In the Q&A, our local volcanologist tells us that Herzog was intense and grumpy from altitude sickness, and Bini reveals that he and Herzog never discuss the meaning or methodology to the director’s work. However, he suspects that Herzog’s favorite parts of the film are the frozen sturgeon and the chimp riding a goat, and that the insane penguin story might have had a helping hand in the editing suite. If that sentence doesn’t make sense, go watch it.

A curious smell of wet sand, decaying seaweed and farting barnacles on the exposed rocks is filling the room as the tide goes out faster than the fine red in our bottle (another bonus to the proximity to France), the castle has disappeared as its illuminations are turned off, and it’s time for a nocturnal wander on the rocks… I may be some time.

Thursday, October 1st 14.51

Disaster! Apparently the weather’s not right for fishing and Saturday morning’s screening of Sleep Furiously is full. What? A festival that gives punters and not hungover music press types priority? Whatever next! Good on them. Sleep Furiously, though, is certainly worth an exploration — a thoughtful documentary about life in, and the battle to save, a threatened rural community. It’s a tale that is sadly familiar across our countryside.

The tide has come in and covered the rocks around Castle Elizabeth, making it a temporary island once again. Curiously enough, this has made it appear larger, as if it were making its stately way towards us across the bay. There’s the odd bang and puff of light grey smoke against the dark stone ramparts as someone, for some reason, lets off cannon. A blue amphibious vehicle catches stragglers who’ve misjudged the tide and makes its way down the ramp to head across the waters towards Jersey proper.

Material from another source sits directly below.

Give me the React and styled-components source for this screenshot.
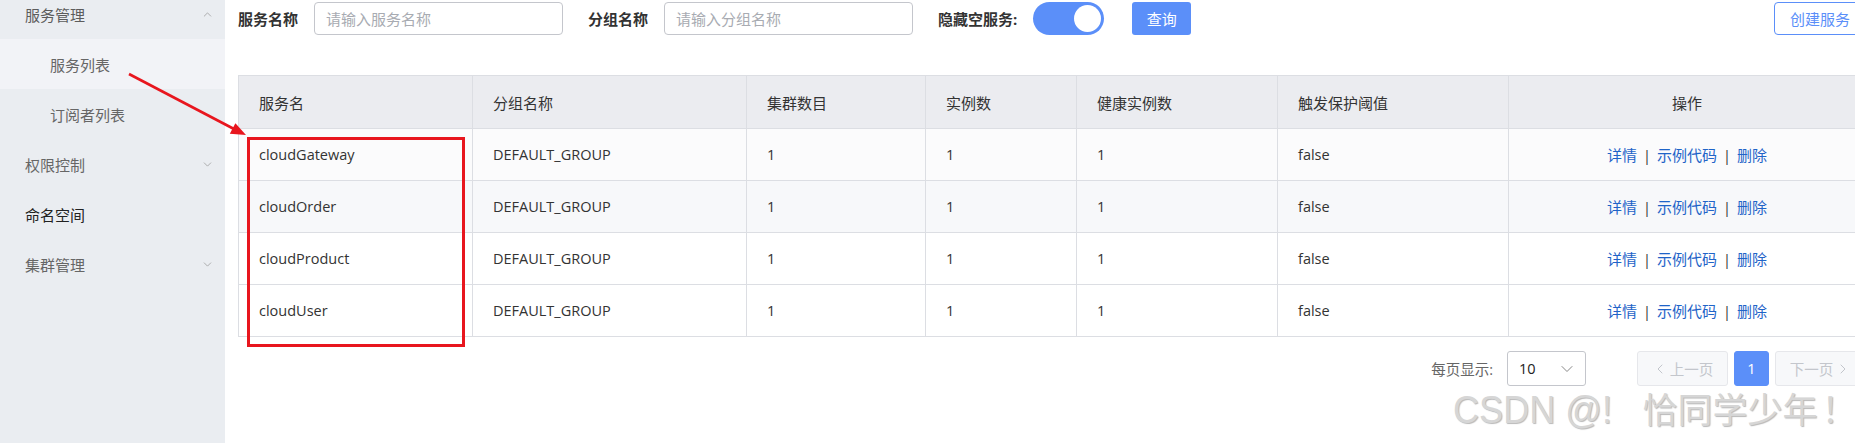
import { createGlobalStyle } from 'styled-components';
import styled from 'styled-components';
import { ChevronDown, ChevronUp, ChevronLeft, ChevronRight } from 'lucide-react';

const GlobalStyle = createGlobalStyle`
  html, body {
    margin: 0;
    padding: 0;
    overflow: hidden;
    background: #fff;
  }
  body {
    font-family: "Open Sans", "Noto Sans CJK SC", sans-serif;
    font-size: 14.5px;
    color: #333;
  }
`;

const menu = [
  { label: '服务管理', level: 0, arrow: 'up', tone: '#5c5c5c' },
  { label: '服务列表', level: 1, active: true, tone: '#666' },
  { label: '订阅者列表', level: 1, tone: '#666' },
  { label: '权限控制', level: 0, arrow: 'down', tone: '#666' },
  { label: '命名空间', level: 0, tone: '#222' },
  { label: '集群管理', level: 0, arrow: 'down', tone: '#666' },
];

const columns = [
  { title: '服务名', width: 234 },
  { title: '分组名称', width: 274 },
  { title: '集群数目', width: 179 },
  { title: '实例数', width: 151 },
  { title: '健康实例数', width: 201 },
  { title: '触发保护阈值', width: 231 },
  { title: '操作', center: true },
];

const services = ['cloudGateway', 'cloudOrder', 'cloudProduct', 'cloudUser'];
const rowTones = ['#fbfbfc', '#f7f8fa', '#fff', '#fff'];

export default function App() {
  return (
    <Page>
      <GlobalStyle />
      <Sidebar>
        <Menu>
          {menu.map((item) => (
            <MenuItem key={item.label} level={item.level} active={item.active} tone={item.tone}>
              <span>{item.label}</span>
              {item.arrow === 'up' && <ChevronUp size={13} strokeWidth={1.4} color="#999" />}
              {item.arrow === 'down' && <ChevronDown size={13} strokeWidth={1.4} color="#999" />}
            </MenuItem>
          ))}
        </Menu>
      </Sidebar>

      <Main>
        <Toolbar>
          <FieldLabel>服务名称</FieldLabel>
          <TextInput placeholder="请输入服务名称" />
          <FieldLabel>分组名称</FieldLabel>
          <TextInput placeholder="请输入分组名称" />
          <FieldLabel>隐藏空服务:</FieldLabel>
          <Toggle>
            <Knob />
          </Toggle>
          <PrimaryButton>查询</PrimaryButton>
          <OutlineButton>创建服务</OutlineButton>
        </Toolbar>

        <Table>
          <colgroup>
            {columns.map((c) => (
              <col key={c.title} style={c.width ? { width: c.width } : undefined} />
            ))}
          </colgroup>
          <thead>
            <tr>
              {columns.map((c) => (
                <Th key={c.title} center={c.center}>{c.title}</Th>
              ))}
            </tr>
          </thead>
          <tbody>
            {services.map((name, i) => (
              <Tr key={name} tone={rowTones[i]}>
                <Td>{name}</Td>
                <Td>DEFAULT_GROUP</Td>
                <Td>1</Td>
                <Td>1</Td>
                <Td>1</Td>
                <Td>false</Td>
                <Td center>
                  <Link>详情</Link>
                  <Sep>|</Sep>
                  <Link>示例代码</Link>
                  <Sep>|</Sep>
                  <Link>删除</Link>
                </Td>
              </Tr>
            ))}
          </tbody>
        </Table>

        <Pager>
          <PagerLabel>每页显示:</PagerLabel>
          <SizeSelect>
            <span>10</span>
            <ChevronDown size={20} strokeWidth={1.2} color="#888" />
          </SizeSelect>
          <PageButton wide>
            <ChevronLeft size={16} strokeWidth={1.5} />
            上一页
          </PageButton>
          <PageButton current>1</PageButton>
          <PageButton wide>
            下一页
            <ChevronRight size={16} strokeWidth={1.5} />
          </PageButton>
        </Pager>
      </Main>

      <Annotation viewBox="0 0 1870 443">
        <line x1="129" y1="74" x2="234" y2="129" stroke="#e8161e" strokeWidth="2.6" />
        <polygon points="246,135 229.8,133.8 235.4,123.2" fill="#e8161e" />
        <rect x="248.5" y="138.5" width="215" height="207" fill="none" stroke="#e8161e" strokeWidth="3" />
      </Annotation>

      <Watermark>
        <Latin>CSDN @!</Latin>恰同学少年<Bang>！</Bang>
      </Watermark>
    </Page>
  );
}

const Page = styled.div`
  position: relative;
  display: flex;
  width: 1870px;
  height: 443px;
`;

const Sidebar = styled.aside`
  width: 225px;
  flex-shrink: 0;
  background: #eaedf1;
  overflow: hidden;
`;

const Menu = styled.ul`
  list-style: none;
  margin: -11px 0 0;
  padding: 0;
`;

const MenuItem = styled.li`
  height: 50px;
  display: flex;
  align-items: center;
  justify-content: space-between;
  padding: 0 11px 0 ${({ level }) => (level ? '50px' : '25px')};
  background: ${({ active }) => (active ? '#f2f3f7' : 'transparent')};
  color: ${({ tone }) => tone};
  font-size: 15px;
`;

const Main = styled.main`
  flex: 1;
  padding: 2px 4px 0 13px;
  min-width: 0;
`;

const Toolbar = styled.div`
  display: flex;
  align-items: center;
  height: 33px;
`;

const FieldLabel = styled.span`
  font-size: 15px;
  font-weight: 700;
  color: #333;
  margin: 0 16px 0 0;
`;

const TextInput = styled.input`
  width: 249px;
  height: 33px;
  box-sizing: border-box;
  border: 1px solid #c4c6cc;
  border-radius: 4px;
  padding: 0 11px;
  font-family: inherit;
  font-size: 15px;
  color: #333;
  outline: none;
  margin-right: 25px;
  &::placeholder {
    color: #a8abb2;
  }
`;

const Toggle = styled.div`
  width: 71px;
  height: 33px;
  border-radius: 17px;
  background: #5b8ff9;
  display: flex;
  align-items: center;
  justify-content: flex-end;
  padding: 0 3px;
  box-sizing: border-box;
  margin-right: 28px;
`;

const Knob = styled.div`
  width: 27px;
  height: 27px;
  border-radius: 50%;
  background: #fff;
`;

const PrimaryButton = styled.button`
  width: 59px;
  height: 33px;
  border: none;
  border-radius: 3px;
  background: #5b8ff9;
  color: #fff;
  font-family: inherit;
  font-size: 15px;
`;

const OutlineButton = styled.button`
  margin-left: auto;
  width: 92px;
  height: 33px;
  border: 1px solid #5b8ff9;
  border-radius: 4px;
  background: #fff;
  color: #5b8ff9;
  font-family: inherit;
  font-size: 15px;
  padding: 0;
`;

const Table = styled.table`
  margin-top: 40px;
  width: 100%;
  table-layout: fixed;
  border-collapse: collapse;
  border: 1px solid #dcdee3;
`;

const Th = styled.th`
  height: 52px;
  padding: 0 0 0 ${({ center }) => (center ? '0' : '20px')};
  text-align: ${({ center }) => (center ? 'center' : 'left')};
  font-weight: 400;
  font-size: 15px;
  color: #333;
  background: #ebecf0;
  border: 1px solid #dcdee3;
`;

const Tr = styled.tr`
  background: ${({ tone }) => tone};
`;

const Td = styled.td`
  height: 51px;
  padding: 0 0 0 ${({ center }) => (center ? '0' : '20px')};
  text-align: ${({ center }) => (center ? 'center' : 'left')};
  border: 1px solid #dcdee3;
  color: #333;
  white-space: nowrap;
`;

const Link = styled.a`
  color: #1f64c8;
  font-size: 15px;
  cursor: pointer;
`;

const Sep = styled.span`
  margin: 0 6px;
  color: #333;
`;

const Pager = styled.div`
  display: flex;
  align-items: center;
  justify-content: flex-end;
  margin-top: 14px;
  gap: 6px;
`;

const PagerLabel = styled.span`
  color: #666;
  font-size: 14.5px;
  margin-right: 8px;
`;

const SizeSelect = styled.div`
  width: 79px;
  height: 35px;
  box-sizing: border-box;
  border: 1px solid #c4c6cc;
  border-radius: 3px;
  display: flex;
  align-items: center;
  justify-content: space-between;
  padding: 0 8px 0 11px;
  color: #222;
  margin-right: 45px;
`;

const PageButton = styled.div`
  height: 35px;
  width: ${({ wide }) => (wide ? '91px' : '35px')};
  box-sizing: border-box;
  display: flex;
  align-items: center;
  justify-content: center;
  gap: 2px;
  border-radius: 3px;
  border: 1px solid ${({ current }) => (current ? '#5b8ff9' : '#e6e7eb')};
  background: ${({ current }) => (current ? '#5b8ff9' : '#f7f8fa')};
  color: ${({ current }) => (current ? '#fff' : '#c3c6cc')};
  font-size: 14.5px;
`;

const Annotation = styled.svg`
  position: absolute;
  left: 0;
  top: 0;
  width: 1870px;
  height: 443px;
  pointer-events: none;
`;

const Watermark = styled.div`
  position: absolute;
  left: 1453px;
  top: 386px;
  font-family: "Noto Sans CJK SC", sans-serif;
  font-size: 35px;
  line-height: 44px;
  color: #d6d6d6;
  text-shadow: 1px 1px 1px rgba(0, 0, 0, 0.28);
  white-space: nowrap;
  pointer-events: none;
`;

const Latin = styled.span`
  font-family: "Liberation Sans", sans-serif;
  font-size: 38px;
  display: inline-block;
  transform: scaleX(0.95);
  transform-origin: left center;
  margin-right: 22px;
`;

const Bang = styled.span`
  margin-left: 4px;
`;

Thursday, October 1st 13.00

I (Quietus Luke) am currently typing this in my hotel room as I look out over the sea, sand and menacing-looking rocks to Elizabeth Castle, built to keep the pesky French at bay. The tide is racing in at a fair old lick, and the little stick figures on the causeway that joins the Castle to St. Helier are going to have to get a shift on if they don’t want to get mildly damp. Perhaps Health & Safety weren’t being over-zealous in not letting the Festival have British Sea Power play on a reef a mile out to sea. Downstairs in the hotel lobby are the suited fellows of the ICS Heat Pump Technology conference, whom we shall try to keep at bay in the local hostelries after the screening of Werner Herzog’s Encounters At The End Of The World that opens the Festival later this evening.

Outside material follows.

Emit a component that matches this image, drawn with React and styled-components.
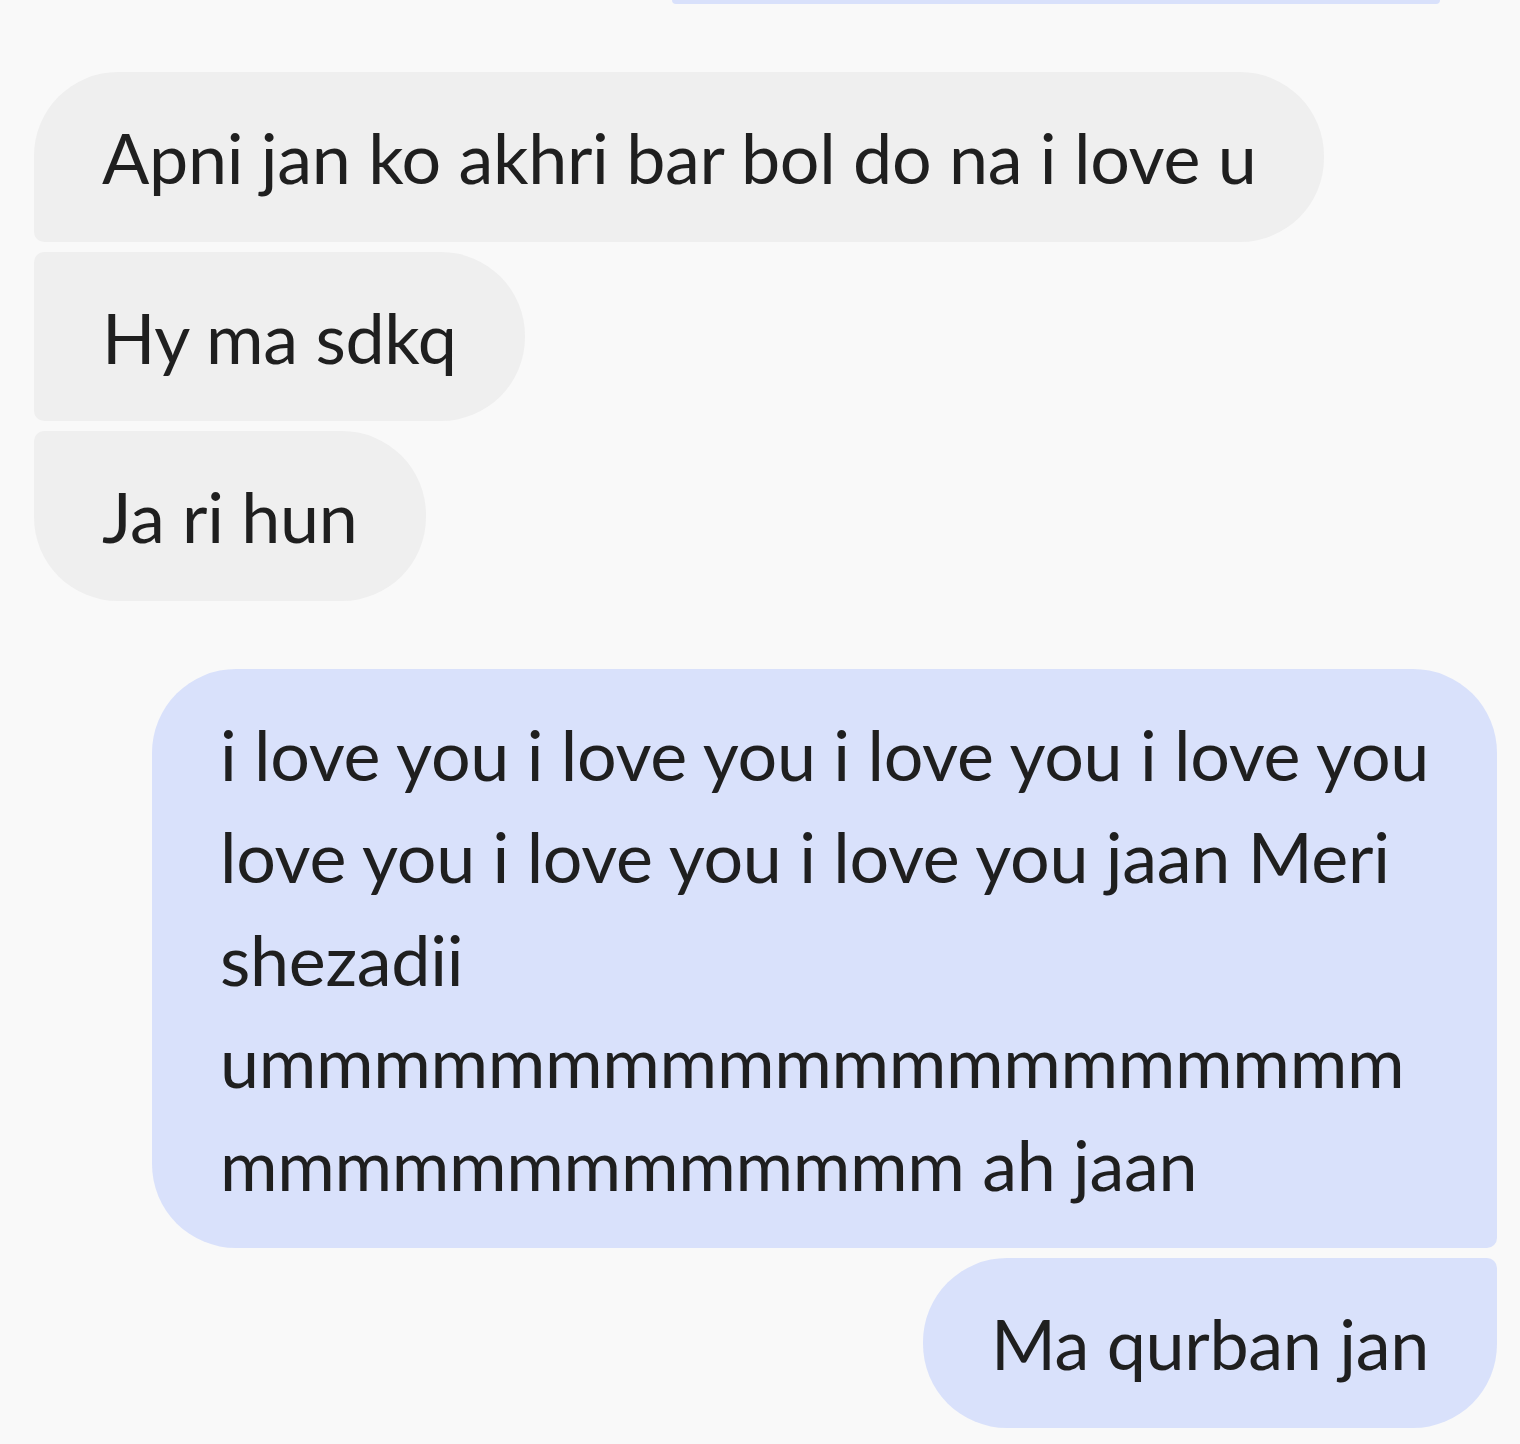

I was about to update with a few tidbits about the Festival and some thoughts on British Sea Power’s Man of Aran Soundtracking, which I’m introducing on Sunday . . . but just got a call from Branchage’s organiser Xanthe asking if I want to go out mackerel fishing with her uncle. You don’t get that from Michael Eavis, now, do you?

So to keep you going, here are Film Editor David Moats’ pick of the festival:

Encounters at the End of the World

From the onset, this is not your typical Disney-funded glossy nature doc. It does feature some stunning shots of the Antarctic landscape which must be viewed on a big screen; the difference is that these images — especially of the undersea world the scientists call ‘The Cathedral’ — induce sublime terror rather than warm and fuzzy Lion King emotions. Also check out Herzog’s more personal exploration of the man vs nature theme in Grizzly Man, playing separately at the festival.

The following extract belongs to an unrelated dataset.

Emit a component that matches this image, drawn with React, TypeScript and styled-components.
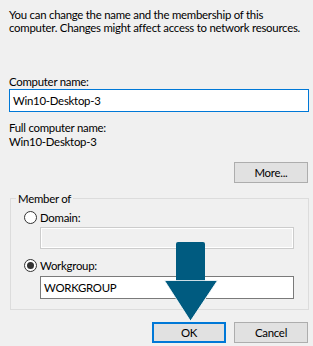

Read The Quietus review of the film


You’ve probably already seen Lindsay Anderson’s masterful If…., featuring a breakthrough performance by a young Malcolm McDowell, but you probably haven’t seen it screened in an actual college of similar vintage. An important document of its time (1968) and a poignant exploration of how society shapes us, or doesn’t from a young age.

Read The Quietus’ introduction to the influences and ideas that shaped If….

All Tomorrow’s Parties

A worthy document of the last 10 years of the festival for true music lovers. Culled from camcorder, 8mm, and even mobile phone footage sent in by the fans, this innovative film is well edited and incredibly watchable. The performances, some now the stuff of legend, are convincingly stitched together and matched to brilliant sound, giving you such a strong impression that you’re there that you might accidentally find yourself clapping.

Read The Quietus review of the ATP film

The Posters Came From the Walls

A funny and endearing anthropology of that curious animal, the Depeche Mode super-fan. Whether or not the rumour is true that the band was so embarassed by their devotees that they sidelined the project, this film by Turner Prize winner Jeremy Deller has received a criminally small distribution. This will be a rare chance to see it on a big screen.

Read our interview with The Posters Came From The Walls director Jeremy Deller

Sleep Furiously

Come for the excellent Aphex Twin soundtrack, stay for a truly fascinating documentary. This beautifully shot portrait of rural life documents its subjects without mocking or sentimentalising their existence. Long shots of sheep on hills are juxtaposed with close-ups of cows giving birth. It’s less about politics and more about photography but the photography is more than enough to carry the film. Look out for the time-lapse shot of a baby which gives the film its title. Plus, you get to watch it in a barn.

Sounds Like Teen Spirit

A heartwarming and slightly worrying film about the Teen Eurovision contest. Your enjoyment might be more akin to watching Eurotrash than a genuine music documentary but there are plenty of interesting characters (not unlike the child stars of Spellbound) and drama to keep you interested along the way.